Fans of rock and roll will be looking forward to seeing an up and coming Saskatoon group at Gold Eagle Casino this coming Friday night.

One Bad Son is kicking off their latest tour in North Battleford and will be moving on to Edmonton and Grande Prairie and then to various other venues in Saskatchewan, Manitoba, Ontario and British Columbia.

After that, the rock band has their sights set on the United States for the first time with plans to do an American tour to Seattle and Portland.     

The band of singer-songwriters is originally from Saskatoon, and recently located back there after spending four years in Vancouver. 

“The plan was always to come back home,” said drummer Kurt Dahl, who is part of the band along with singer Shane Connery Volk, guitarist Adam Hicks and Adam Grant, aka “Granny,” as bassist. “This is where our families are, this is where all our closest friends are.”
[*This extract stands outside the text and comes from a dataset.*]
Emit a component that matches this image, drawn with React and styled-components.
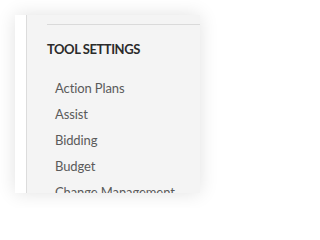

They had moved from Saskatoon in order to “take our career to the next level,” he said. The choice for them was either “Vancouver or Toronto, and Vancouver had the ocean,” said Dahl.
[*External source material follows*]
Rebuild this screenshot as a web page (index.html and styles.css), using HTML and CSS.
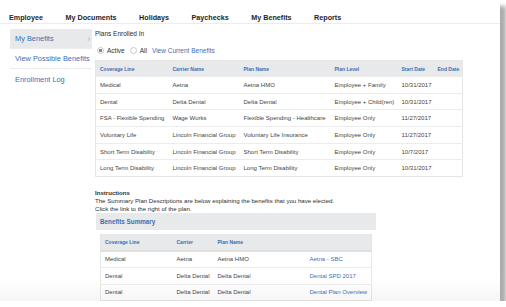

Now that they have achieved that “next level” of success, the band members felt the time was right to be back home where they started.

“Once you have that level of exposure, you can be based out of anywhere,” Dahl said, adding “we’re usually based out of our van.”

The hard work for the group began in 2004 in Saskatoon, where the four musicians spent years working to establish their band in the music industry.

“Looking back, they were tough years, you know, to establish a fan base and establish yourselves as writers and bandmates and brothers,” said Dahl. “Most bands don’t get through that first three to five years.”

The four ended up renting a “broken down old house” in downtown Saskatoon and endured lean times as they pursued their dreams. “Everybody’s got other things they could be doing with their lives, but you make sacrifices because you believe in rock and roll.”  

Living together for two and a half years allowed the band to hone their skills as writers and “live and breathe the music,” said Dahl. After a while, the group really started to define their sound.

“Things started to really just happen naturally,” said Dahl. “It’s really hard to write great songs and get songs to that level, but things start to click. And that’s the greatest gift for any musician. You hope they always do that. But as you know, with any band that you like, it comes and goes, that sort of magic comes and goes. As a musician, it’s always that pursuit that is the real challenge and gift of being a creative person.” 

The group has had some recent success. Their 2012 album, simply entitled One Bad Son, featured some radio hits including Scarecrows, It Ain’t Right and Retribution Blues.

They followed that album up with an extensive tour before releasing their most recent album, Black Buffalo, last fall.

That album includes the hit Satellite Hotel,which made the Active Rock charts as the No. 1 Most Added track for two weeks in a row last year.

Earlier this week, the title track from that album, Black Buffalo, was released to radio for the first time and band members were fielding calls and text messages from people excited about the release.

This is the sort of reaction that “keeps us going,” said Dahl.

For Friday’s show, people in the Battlefords can expect a performance that is true to the tradition of the rock bands that dominated from the 1970s to the early ‘90s.

Rock and roll, said Dahl, used to be “really special — bands played their own instruments, wrote their own songs, kind of followed their own path and made something special. For some reason, in 2015 that’s harder to find.”

One Bad Son is trying to “carry the torch from our idols,” he said, referring to bands such as Led Zeppelin, The Who, Jimi Hendrix, the Rolling Stones, Pearl Jam, Soundgarden and other groups.

“If you like all those bands, you might like us,” said Dahl. “We’re just a real rock and roll band.” 

In addition to One Bad Son, opening on Friday night at Gold Eagle Casino will be League of Wolves, a rising band planning to release their debut album this April.